Maintain a smooth tempo, and you'll find your shots become much more reliable.

A good tempo helps you not just with your driver but throughout your entire bag, from your irons down to your putter.

Oh, and speaking of putters, please don't neglect them.

Even if you're nailing your drives and approach shots, those putts add up.

A great trick is to practice putting with just one hand to get a better feel for the path and rotation of the putter head. Trust me, it makes a difference.

Suggest Some Drills or Practice Routines

Now, let's get down to some actionable stuff, shall we? For improving your swing, try the “9-ball drill.”

Take nine balls and hit three with a full swing, three with a 75% swing, and three with a 50% swing.

This helps you gain better control of your swing and learn how to gauge distances more effectively.

If your short game needs some work, set yourself up around the green and practice your chip shots with different clubs.

It'll help you get a feel for how each club affects distance and roll, giving you more options during a round.

On the putting green, the “circle drill” is a game-changer.

Place 10 balls around a hole at a distance of 3 feet. Go around the circle and try to make all the putts.

If you miss one, start over.
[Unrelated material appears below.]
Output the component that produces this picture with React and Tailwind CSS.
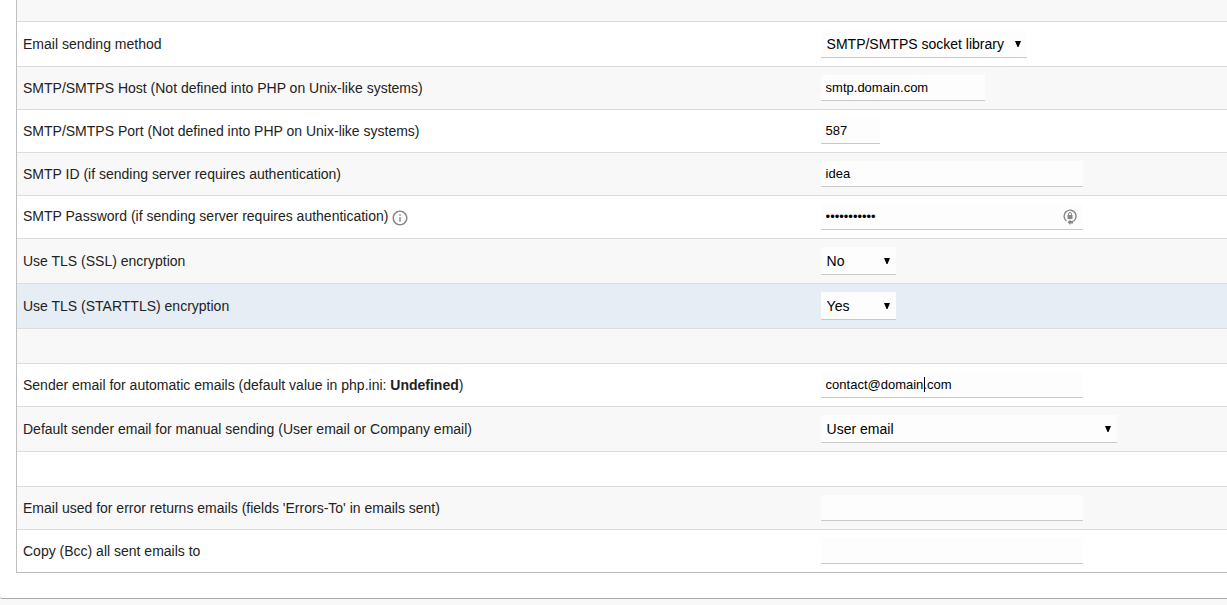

This drill not only improves your putting but also mimics the pressure you might feel during a game.

For bunker play, the “dollar bill drill” is a classic. Imagine a dollar bill in the sand with the ball at the center.

The goal is to take out the “dollar bill” by entering the sand an inch before the ball and exiting an inch after.

This helps you get that perfect, soft, high bunker shot that lands smoothly on the green.


So there it is—a deep dive into the world of mid-handicap golfing.

From understanding what a mid-handicapper is to the ins and outs of skill sets, equipment choices, common pitfalls, and even how to level up your game.

With these insights and tips in your arsenal, you're more equipped than ever to hit the links and maybe, just maybe, make that satisfying jump to low-handicap glory. Swing away, my friend!